The Field Line-of-Sight Automated Radiance Exposure, or FLARE, system uses convex mirrors to redirect the sun’s rays toward satellite sensors and take radiometric measurements. The goal is to offer clients a cost-effective means of calibrating optical sensors on unmanned aerial vehicles, airborne manned aircraft and orbiting satellites.
“The company has an approach that is unproven,” Leigh explained. “The science says it works; the algorithm says it works, but they have to put an instrument in the field to make sure they can achieve results the industry can get behind.”
The SDSU Image Processing Laboratory is one of only three university laboratories in the nation doing radiometric satellite calibration.
Signals from satellite sensors produce digital images composed of pixels. Each pixel measures the amount of energy reflected or emitted from Earth, Leigh explained. Before a satellite is launched, the sensors are calibrated; however, while in orbit, the sensors can drift or change.
Imaging engineers take measurements when the satellite passes over a specific location and run those measurements through an atmospheric model to predict what the satellite sensors see. Based on those readings, engineers adjust or calibrate, the sensors.
Validating FLARE calibration
The FLARE system arrived in the latter part of June via a semitrailer and was installed within a few days at the site 3 miles north of Arlington. The FLARE system is 16 feet in diameter and sits upon a 20-foot-diameter concrete slab. A tower with additional instrumentation stands near the device.
The deployment site is strategically located along the path of Landsat 8 and the Sentinel 2 satellites, so the researchers can collect data every eight days—provided there are no clouds obscuring the sun.
“This is an alpha product,” Leigh said, noting the company is working to reduce the device’s size to increase its mobility. To do the testing, Leigh is working with Chris Durell, Labsphere’s business development director for remote sensing.
“FLARE is a next-generation tool for satellite and airborne imager calibration” Durell said. “It will automate and improve the process of Earth remote sensing and lead to digital imager calibration becoming more accurate, easier and less expensive by several factors.”
Furthermore, Durell continued, “Better calibration means getting more insightful data from every sensor image. Calibrated images means better climate science, weather prediction, agricultural mapping and other vital, beneficial information.”
When a system in the FLARE network is tasked by the customer through the cloud portal, the rectangular panels flip to reveal the mirrors and the platform rotates to focus the sun’s light toward the satellite. The process takes only a few mouse clicks and minutes versus the hours and days needed today through classic means, Durell added.
To validate the instrument, Labsphere runs FLARE reflectance measurements “through its algorithm to provide a solid calibration factor,” Leigh explained. Meanwhile, the SDSU imaging engineers take measurements using “the traditional method we’ve been using for 20 years to see if we come up with the same answer.”

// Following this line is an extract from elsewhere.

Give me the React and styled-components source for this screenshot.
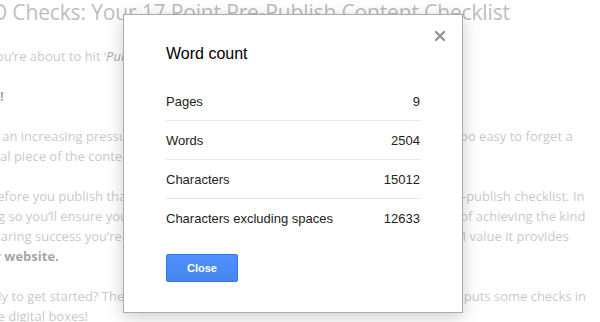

Leigh anticipates the testing will take at least 18 months, but the partnership may continue longer than that.
Calibrating new surface products
Access to the FLARE hardware will help Leigh and his group determine how to validate ground-level reflectance data.
Traditionally, satellite sensors are calibrated based on top-of-the-atmosphere reflectance; however, demand is increasing for products that use ground-level reflectance. For instance, these products can help farmers evaluate the health of a corn crop or identify areas affected by disease, Leigh explained.

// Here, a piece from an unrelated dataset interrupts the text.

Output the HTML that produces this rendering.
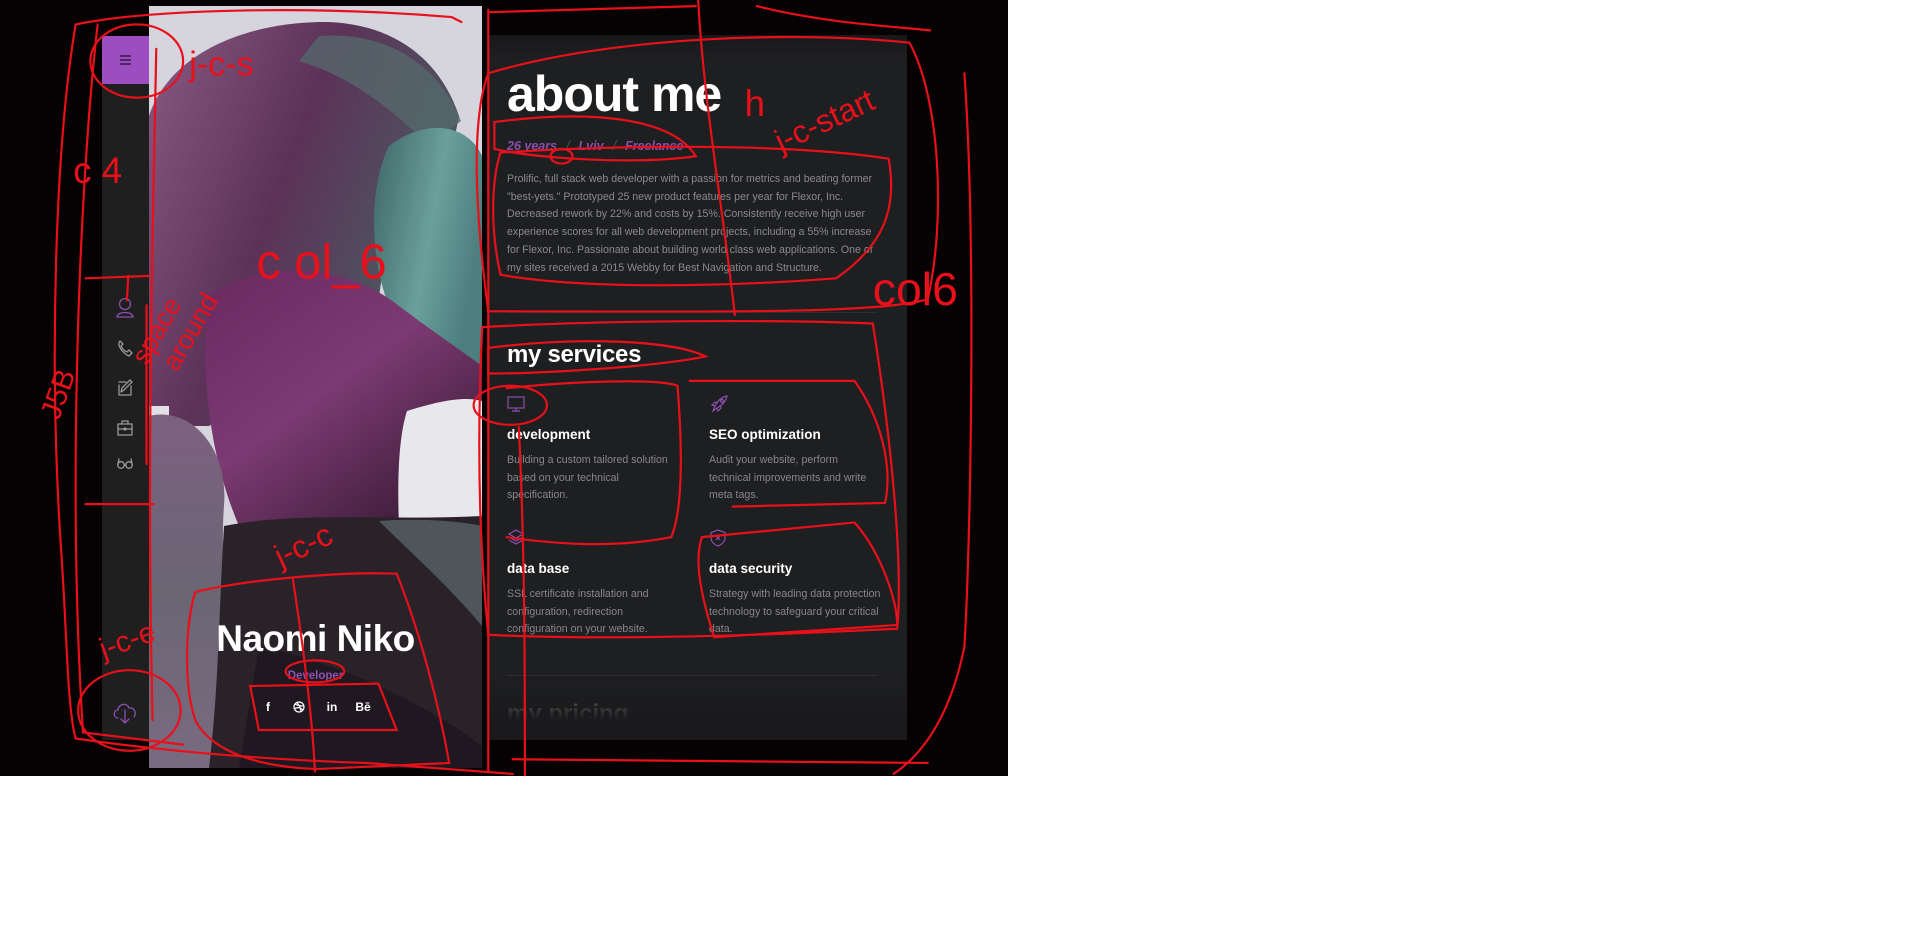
<!DOCTYPE html>
<html><head><meta charset="utf-8"><style>
*{margin:0;padding:0;box-sizing:border-box}
html,body{width:1914px;height:936px;background:#fff;overflow:hidden;font-family:"Liberation Sans",Arial,sans-serif}
#dark{position:absolute;left:0;top:0;width:1008px;height:776px;background:#060102}
#side{position:absolute;left:102px;top:36px;width:47px;height:704px;background:#1f1f20}
#menu{position:absolute;left:102px;top:36px;width:47px;height:48px;background:#9c4dc0}
#photo{position:absolute;left:149px;top:6px;width:333px;height:762px;overflow:hidden}
#panel{position:absolute;left:489px;top:35px;width:418px;height:705px;background:#1e1f21;overflow:hidden}
.t{position:absolute;white-space:nowrap}
#abt{left:18px;top:30px;font-size:50px;font-weight:bold;color:#fff;letter-spacing:-1px}
#meta{left:18px;top:104px;font-size:12.5px;font-style:italic;font-weight:bold;color:#8a4fae}
#meta span{color:#555;font-weight:normal;margin:0 9px}
#para{position:absolute;left:18px;top:136px;width:374px;font-size:10.6px;line-height:17.7px;color:#8a8a8c}
.hr{position:absolute;left:18px;width:370px;height:1px;background:#2c2d30}
#svc{left:18px;top:306px;font-size:24px;font-weight:bold;color:#fff;letter-spacing:-.3px}
.card{position:absolute;width:170px}
.card h4{position:absolute;top:32px;font-size:13.5px;color:#fff;white-space:nowrap}
.card p{position:absolute;top:57px;width:172px;font-size:10.6px;line-height:17.7px;color:#88888a}
.card svg{position:absolute;left:0;top:0}
#pr{left:18px;top:665px;font-size:24px;font-weight:bold;color:#8a8a8a}
#fadeb{position:absolute;left:0;top:640px;width:418px;height:65px;background:linear-gradient(rgba(30,31,33,0),#1a1a1c 70%)}
#fadet{position:absolute;left:0;top:0;width:418px;height:25px;background:linear-gradient(#18181a,rgba(30,31,33,0))}
#name{position:absolute;left:149px;width:333px;top:618px;text-align:center;font-size:37px;font-weight:bold;color:#fff;letter-spacing:-.5px}
#dev{position:absolute;left:149px;width:333px;top:670px;text-align:center;font-size:11.5px;font-weight:bold;color:#8d52b3}
.soc{position:absolute;top:700px;color:#fff;font-size:12px;font-weight:bold;text-align:center;width:20px}
#red{position:absolute;left:0;top:0}
</style></head><body>
<div id="dark"></div>
<div id="photo">
<svg width="333" height="762" viewBox="0 0 333 762">
<defs>
<linearGradient id="face" x1="0" y1="0" x2="1" y2="0.4"><stop offset="0" stop-color="#3f6667"/><stop offset="0.6" stop-color="#6aa09c"/><stop offset="1" stop-color="#4d7f7f"/></linearGradient>
<linearGradient id="neck" x1="0" y1="0" x2="0.8" y2="1"><stop offset="0" stop-color="#6a2a60"/><stop offset="0.5" stop-color="#7b3a72"/><stop offset="1" stop-color="#3a1b36"/></linearGradient>
<linearGradient id="hair" x1="0" y1="0" x2="1" y2="0.5"><stop offset="0" stop-color="#8a5a84"/><stop offset="0.5" stop-color="#5c3258"/><stop offset="1" stop-color="#4a5e62"/></linearGradient>
<linearGradient id="braid" x1="0" y1="0" x2="0" y2="1"><stop offset="0" stop-color="#7d6080"/><stop offset="0.5" stop-color="#6a6674"/><stop offset="1" stop-color="#7a6a80"/></linearGradient>
</defs>
<rect width="333" height="762" fill="#d6d4dc"/>
<path d="M0,110 C20,50 90,18 170,16 C240,15 290,50 310,110 L300,160 C250,200 230,260 230,300 L60,420 L0,420 Z" fill="url(#hair)"/>
<path d="M170,30 C240,25 290,60 312,115 L280,140 C240,100 200,70 150,55 Z" fill="#55686c" opacity=".8"/>
<path d="M240,140 C280,110 320,120 333,150 L333,360 C300,340 270,330 240,300 C220,250 220,180 240,140 Z" fill="url(#face)"/>
<path d="M60,290 C120,250 200,260 250,300 C290,330 320,350 333,360 L333,400 C300,410 270,440 250,520 L90,520 C60,450 50,360 60,290 Z" fill="url(#neck)"/>
<path d="M258,405 C290,395 315,390 333,395 L333,520 L250,520 C248,470 250,430 258,405 Z" fill="#e8e7ec"/>
<path d="M0,400 L20,400 L20,500 L0,500 Z" fill="#e2e0e6"/>
<path d="M0,410 C40,400 80,440 75,500 C70,560 85,650 60,762 L0,762 Z" fill="url(#braid)"/>
<path d="M75,520 C150,505 240,515 333,510 L333,762 L60,762 C70,680 70,600 75,520 Z" fill="#2a2229"/>
<path d="M230,515 C270,512 310,515 333,520 L333,620 C300,580 260,545 230,515 Z" fill="#4e555b"/>
<path d="M110,640 C200,660 280,700 333,740 L333,762 L90,762 Z" fill="#1f1820"/>
</svg>
</div>
<div id="side"></div>
<div id="menu"><svg width="47" height="48"><g stroke="#2a1035" stroke-width="1.3"><line x1="18" y1="20" x2="29" y2="20"/><line x1="18" y1="24" x2="29" y2="24"/><line x1="18" y1="28" x2="29" y2="28"/></g></svg></div>
<svg style="position:absolute;left:102px;top:293px" width="47" height="190" fill="none" stroke-width="1.3" stroke-linecap="round" stroke-linejoin="round">
<g stroke="#8a4fae"><circle cx="23" cy="11" r="5.5"/><path d="M15,24 C15,18 31,18 31,24 Z"/></g>
<g stroke="#9a9a9c">
<path d="M17,50 C16,54 22,61 27,63 L30,60 L27,57 L25,59 C22,58 20,55 19,53 L21,51 L18,48 Z"/>
<path d="M17,92 L17,102 L29,102 L29,93 M19,99 L20,95 L28,87 L30,89 L22,97 Z M17,89 L24,89"/>
<rect x="16" y="131" width="14" height="11"/><path d="M20,131 L20,128 L26,128 L26,131 M16,136 L30,136"/><circle cx="23" cy="136" r="1"/>
<circle cx="19" cy="172" r="3.3"/><circle cx="27" cy="172" r="3.3"/><path d="M22,172 L24,172 M15.7,172 L17,166 M30.3,172 L29,166"/>
</g></svg>
<svg style="position:absolute;left:102px;top:696px" width="47" height="34" fill="none" stroke="#8a4fae" stroke-width="1.3" stroke-linecap="round">
<path d="M16,22 C11,22 11,14 16,14 C16,8 25,6 27,12 C32,11 35,17 32,21 M23,14 L23,27 M19,23 L23,27 L27,23"/></svg>
<div id="name">Naomi Niko</div>
<div id="dev">Developer</div>
<div class="soc" style="left:258px">f</div>
<svg style="position:absolute;left:293px;top:701px" width="12" height="12" fill="none" stroke="#fff" stroke-width="1.2"><circle cx="6" cy="6" r="5"/><path d="M2,3 C5,5 9,5 11,5 M4,1.5 C7,5 8,8 8,11 M1,8 C4,6 7,6 10,9"/></svg>
<div class="soc" style="left:322px">in</div>
<div class="soc" style="left:353px">Bē</div>
<div id="panel">
<div id="fadet"></div>
<div class="t" id="abt">about me</div>
<div class="t" id="meta">26 years<span>/</span>Lviv<span>/</span>Freelance</div>
<div id="para">Prolific, full stack web developer with a passion for metrics and beating former "best-yets." Prototyped 25 new product features per year for Flexor, Inc. Decreased rework by 22% and costs by 15%. Consistently receive high user experience scores for all web development projects, including a 55% increase for Flexor, Inc. Passionate about building world class web applications. One of my sites received a 2015 Webby for Best Navigation and Structure.</div>
<div class="hr" style="top:277px"></div>
<div class="t" id="svc">my services</div>
<div class="card" style="left:18px;top:360px"><svg width="22" height="20" fill="none" stroke="#8a4fae" stroke-width="1.2"><rect x="1" y="2" width="16" height="11"/><path d="M9,13 L9,16 M5,16 L13,16"/></svg><h4>development</h4><p>Building a custom tailored solution based on your technical specification.</p></div>
<div class="card" style="left:220px;top:360px"><svg width="22" height="20" fill="none" stroke="#8a4fae" stroke-width="1.2"><path d="M4,16 L6,11 C9,5 13,2 18,1 C17,6 14,10 8,13 Z M6,11 L3,10 L6,7 L9,8 M8,13 L9,16 L12,13 L11,10"/><circle cx="13" cy="6" r="1.5"/></svg><h4>SEO optimization</h4><p>Audit your website, perform technical improvements and write meta tags.</p></div>
<div class="card" style="left:18px;top:494px"><svg width="22" height="20" fill="none" stroke="#8a4fae" stroke-width="1.2"><path d="M9,1 L16,5 L9,9 L2,5 Z M2,8 L9,12 L16,8 M2,11 L9,15 L16,11"/></svg><h4>data base</h4><p>SSL certificate installation and configuration, redirection configuration on your website.</p></div>
<div class="card" style="left:220px;top:494px"><svg width="22" height="20" fill="none" stroke="#8a4fae" stroke-width="1.2"><path d="M9,1 L16,3.5 L16,9 C16,13 12,16 9,17 C6,16 2,13 2,9 L2,3.5 Z M7,7 L11,11 M11,7 L7,11"/></svg><h4>data security</h4><p>Strategy with leading data protection technology to safeguard your critical data.</p></div>
<div class="hr" style="top:640px"></div>
<div class="t" id="pr">my pricing</div>
<div id="fadeb"></div>
</div>
<svg id="red" width="1914" height="936" fill="none" stroke="#e8101a" stroke-width="1.8" stroke-linecap="round">
<g transform="scale(1.2207)">
<path d="M62,20 C120,8 250,4 370,14 L378,18"/>
<path d="M62,20 C45,120 40,300 50,450 C55,520 55,580 62,605 C110,612 200,622 300,625 L420,634"/>
<path d="M80,20 C65,150 55,400 68,600 L150,610"/>
<path d="M128,40 C125,200 120,380 125,590"/>
<ellipse cx="112" cy="50" rx="38" ry="30"/>
<path d="M70,228 L122,226 M105,226 L104,246 M70,413 L126,413 M120,380 L120,250"/>
<ellipse cx="106" cy="582" rx="42" ry="33"/>
<path d="M160,485 C200,475 280,468 325,470 C345,520 360,580 368,625 L260,630 C200,628 170,610 160,590 C150,560 152,510 160,485 Z"/>
<path d="M205,562 L310,560 L325,598 L212,598 Z"/>
<ellipse cx="258" cy="550" rx="24" ry="9"/>
<path d="M240,475 C250,540 256,590 258,632"/>
<path d="M400,8 L400,632 M400,10 L570,5 M620,5 C680,20 740,22 762,25"/>
<path d="M572,0 C576,80 592,170 602,258"/>
<path d="M400,60 C500,30 650,25 745,35 C770,80 775,180 760,245 C720,258 560,255 400,255 C390,180 385,100 400,60 Z"/>
<path d="M405,100 C480,90 550,95 570,128 C520,135 440,130 405,122 Z"/>
<path d="M410,125 C520,118 650,118 728,130 C735,170 725,200 685,228 C580,236 470,236 410,225 C402,190 402,150 410,125 Z"/>
<path d="M395,268 C500,262 640,262 715,265 C730,360 740,460 735,515 C640,520 500,525 400,520 C390,420 392,330 395,268 Z"/>
<path d="M400,285 C470,276 550,278 578,292 C540,300 450,306 400,306 Z"/>
<path d="M415,318 C470,312 540,310 555,316 C560,380 558,420 550,440 C500,450 450,445 415,440"/>
<path d="M565,312 L700,312 C720,340 732,380 725,412 L600,415"/>
<path d="M575,440 L700,428 C720,450 735,490 735,512 L585,522 C575,490 568,460 575,440 Z"/>
<ellipse cx="418" cy="332" rx="30" ry="16"/>
<path d="M420,622 L760,625 M425,350 C430,450 430,550 430,635"/>
<path d="M790,60 C800,200 795,450 790,530 C780,580 760,615 732,634"/>
<ellipse cx="460" cy="128" rx="9" ry="6"/>
</g>
<g fill="#e8101a" stroke="none" font-family="Liberation Sans, sans-serif" transform="scale(1.2207)">
<text x="155" y="62" font-size="28">j-c-s</text>
<text x="60" y="150" font-size="30">c 4</text>
<text x="210" y="228" font-size="40">c ol_6</text>
<text x="715" y="250" font-size="38">col6</text>
<text x="610" y="95" font-size="30">h</text>
<text x="640" y="125" font-size="26" transform="rotate(-25 640 125)">j-c-start</text>
<text x="120" y="300" font-size="22" transform="rotate(-60 120 300)">space</text>
<text x="145" y="305" font-size="22" transform="rotate(-60 145 305)">around</text>
<text x="48" y="345" font-size="24" transform="rotate(-70 48 345)">J5B</text>
<text x="230" y="465" font-size="26" transform="rotate(-25 230 465)">j-c-c</text>
<text x="85" y="540" font-size="24" transform="rotate(-20 85 540)">j-c-e</text>
</g>
</svg>
</body></html>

“It’s a new area when it comes to satellite sensors,” he said. The Europeans and Australians are trying to figure it out and Rochester Institute of Technology, the University of Arizona and the SDSU calibration groups are coming up with the American approach to ground reflectance validation.

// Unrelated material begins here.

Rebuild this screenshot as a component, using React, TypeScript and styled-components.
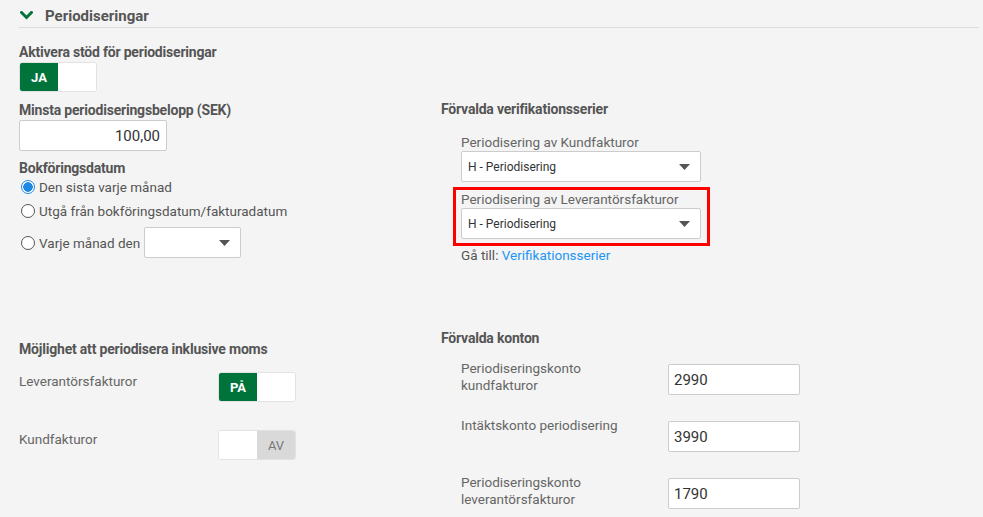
import styled, { createGlobalStyle } from "styled-components"

const GlobalStyle = createGlobalStyle`
  body {
    margin: 0;
    background: #f4f4f4;
    font-family: Roboto, "Liberation Sans", sans-serif;
    color: #555;
  }
`

function Chevron() {
  return (
    <svg width="13" height="9" viewBox="0 0 13 9">
      <polyline points="1.5,1.5 6.5,6.5 11.5,1.5" fill="none" stroke="#00733b" strokeWidth="3" strokeLinecap="square" />
    </svg>
  )
}

function Caret() {
  return (
    <svg width="11" height="6" viewBox="0 0 11 6">
      <polygon points="0,0 11,0 5.5,6" fill="#555" />
    </svg>
  )
}

function Toggle({ on, onText, offText }: { on: boolean, onText: string, offText?: string }) {
  return (
    <ToggleBox>
      <ToggleHalf $active={on}>{on ? onText : ""}</ToggleHalf>
      <ToggleHalf $active={!on && !!offText} $off>{!on ? offText : ""}</ToggleHalf>
    </ToggleBox>
  )
}

function Select({ value, width }: { value: string, width: number }) {
  return (
    <SelectBox style={{ width }}>
      <span>{value}</span>
      <Caret />
    </SelectBox>
  )
}

export default function App() {
  return (
    <Page>
      <GlobalStyle />
      <Header>
        <Chevron />
        <Title>Periodiseringar</Title>
      </Header>

      <Grid>
        <Column>
          <Heading $top={16}>Aktivera stöd för periodiseringar</Heading>
          <Spacer $h={2} />
          <Toggle on onText="JA" />
          <Heading $top={10}>Minsta periodiseringsbelopp (SEK)</Heading>
          <Spacer $h={2} />
          <AmountInput>100,00</AmountInput>
          <Heading $top={9}>Bokföringsdatum</Heading>
          <RadioList>
            <RadioRow>
              <RadioCircle $checked />
              <RadioLabel>Den sista varje månad</RadioLabel>
            </RadioRow>
            <RadioRow>
              <RadioCircle />
              <RadioLabel>Utgå från bokföringsdatum/fakturadatum</RadioLabel>
            </RadioRow>
            <RadioRow $tall>
              <RadioCircle />
              <RadioLabel>Varje månad den</RadioLabel>
              <Select value="" width={97} />
            </RadioRow>
          </RadioList>
        </Column>

        <Column>
          <Heading $top={73}>Förvalda verifikationsserier</Heading>
          <Indent>
            <FieldLabel $top={17}>Periodisering av Kundfakturor</FieldLabel>
            <Select value="H - Periodisering" width={240} />
            <Highlight>
              <FieldLabel $top={1}>Periodisering av Leverantörsfakturor</FieldLabel>
              <Select value="H - Periodisering" width={240} />
            </Highlight>
            <GoTo>Gå till: <Link>Verifikationsserier</Link></GoTo>
          </Indent>
        </Column>

        <Column>
          <Heading $top={78}>Möjlighet att periodisera inklusive moms</Heading>
          <ToggleRows>
            <ToggleRow>
              <RowLabel>Leverantörsfakturor</RowLabel>
              <Toggle on onText="PÅ" />
            </ToggleRow>
            <ToggleRow>
              <RowLabel>Kundfakturor</RowLabel>
              <Toggle on={false} onText="PÅ" offText="AV" />
            </ToggleRow>
          </ToggleRows>
        </Column>

        <Column>
          <Heading $top={67}>Förvalda konton</Heading>
          <AccountRows>
            <AccountRow>
              <AccountLabel>Periodiseringskonto<br />kundfakturor</AccountLabel>
              <AccountInput>2990</AccountInput>
            </AccountRow>
            <AccountRow>
              <AccountLabel>Intäktskonto periodisering</AccountLabel>
              <AccountInput>3990</AccountInput>
            </AccountRow>
            <AccountRow>
              <AccountLabel>Periodiseringskonto<br />leverantörsfakturor</AccountLabel>
              <AccountInput>1790</AccountInput>
            </AccountRow>
          </AccountRows>
        </Column>
      </Grid>
    </Page>
  )
}

const Page = styled.div`
  padding: 0 4px 0 19px;
  height: 517px;
  box-sizing: border-box;
  overflow: hidden;
`

const Header = styled.div`
  display: flex;
  align-items: center;
  gap: 12px;
  height: 28px;
  padding: 4px 0 0 1px;
  border-bottom: 1px solid #dddddd;
  box-sizing: border-box;
`

const Title = styled.div`
  font-size: 15px;
  font-weight: 700;
  color: #555;
  line-height: 18px;
`

const Grid = styled.div`
  display: grid;
  grid-template-columns: 422px 1fr;
`

const Column = styled.div`
  display: flex;
  flex-direction: column;
  align-items: flex-start;
`

const Heading = styled.div<{ $top: number }>`
  margin-top: ${p => p.$top}px;
  font-size: 14px;
  font-weight: 700;
  line-height: 16px;
  color: #555;
  letter-spacing: -0.2px;
`

const Spacer = styled.div<{ $h: number }>`
  height: ${p => p.$h}px;
`

const ToggleBox = styled.div`
  display: flex;
  width: 78px;
  height: 30px;
  border: 1px solid #e2e2e2;
  border-radius: 3px;
  box-sizing: border-box;
  overflow: hidden;
  background: #ffffff;
`

const ToggleHalf = styled.div<{ $active: boolean, $off?: boolean }>`
  flex: 1;
  display: flex;
  align-items: center;
  justify-content: center;
  font-size: 13px;
  font-weight: ${p => (p.$off ? 400 : 700)};
  color: ${p => (p.$off ? "#777" : "#fff")};
  background: ${p => (p.$active ? (p.$off ? "#d9d9d9" : "#00733b") : "#ffffff")};
`

const inputBase = `
  background: #ffffff;
  border: 1px solid #cccccc;
  border-radius: 2px;
  box-sizing: border-box;
  height: 31px;
  font-size: 15px;
  color: #333;
  display: flex;
  align-items: center;
`

const AmountInput = styled.div`
  ${inputBase}
  width: 148px;
  justify-content: flex-end;
  padding-right: 6px;
`

const RadioList = styled.div`
  display: flex;
  flex-direction: column;
  margin-top: 1px;
`

const RadioRow = styled.div<{ $tall?: boolean }>`
  display: flex;
  align-items: center;
  gap: 4px;
  height: ${p => (p.$tall ? 31 : 20)}px;
  margin-top: ${p => (p.$tall ? 6 : 4)}px;
  padding-left: 2px;
  &:first-child {
    margin-top: 0;
  }
`

const RadioCircle = styled.span<{ $checked?: boolean }>`
  width: 14px;
  height: 14px;
  border-radius: 50%;
  box-sizing: border-box;
  border: 1px solid ${p => (p.$checked ? "#1e88e5" : "#555")};
  background: ${p => (p.$checked ? "radial-gradient(circle, #1e88e5 0 4.5px, #fff 5px)" : "#fff")};
  flex-shrink: 0;
`

const RadioLabel = styled.span`
  font-size: 13.5px;
  color: #555;
  line-height: 18px;
`

const SelectBox = styled.div`
  ${inputBase}
  justify-content: space-between;
  padding: 0 10px 0 6px;
  font-size: 12px;
  color: #333;
`

const Indent = styled.div`
  display: flex;
  flex-direction: column;
  align-items: flex-start;
  padding-left: 20px;
`

const FieldLabel = styled.div<{ $top: number }>`
  margin-top: ${p => p.$top}px;
  margin-bottom: 1px;
  font-size: 13.5px;
  line-height: 16px;
  color: #666;
`

const Highlight = styled.div`
  margin: 5px 0 0 -8px;
  border: 3px solid #ff0000;
  padding: 0 6px 4px 5px;
  display: flex;
  flex-direction: column;
`

const GoTo = styled.div`
  font-size: 13.5px;
  line-height: 16px;
  margin-top: 1px;
  color: #555;
`

const Link = styled.span`
  color: #2196f3;
`

const ToggleRows = styled.div`
  display: flex;
  flex-direction: column;
  gap: 28px;
  margin-top: 15px;
`

const ToggleRow = styled.div`
  display: flex;
  align-items: flex-start;
`

const RowLabel = styled.div`
  width: 199px;
  font-size: 13.5px;
  line-height: 16px;
  margin-top: 1px;
  color: #666;
`

const AccountRows = styled.div`
  display: flex;
  flex-direction: column;
  gap: 22px;
  margin-top: 14px;
  padding-left: 20px;
`

const AccountRow = styled.div`
  display: flex;
  align-items: flex-start;
`

const AccountLabel = styled.div`
  width: 207px;
  font-size: 13.5px;
  line-height: 17px;
  color: #666;
`

const AccountInput = styled.div`
  ${inputBase}
  width: 132px;
  margin-top: 4px;
  padding-left: 5px;
`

“We want to know how well the sensors and algorithms are doing that,” said Leigh, noting lab clients, such the U.S. Geological Survey, are interested in utilizing this capability. “That will open new potential avenues for calibration and validation of another level of products that the industry wants.”
About Labsphere
Labsphere, Inc. is headquartered in New Hampshire, US, with a satellite facility in Shanghai, China, and a global network of distribution partners. Founded in 1979, it is part of the Halma group of companies. Labsphere provides innovative solutions for a wide range of applications including LED/SSL lighting, laser power measurement, remote sensing, imager/consumer camera, automotive, defense and security, and health and biomedical optics to both production and research environments.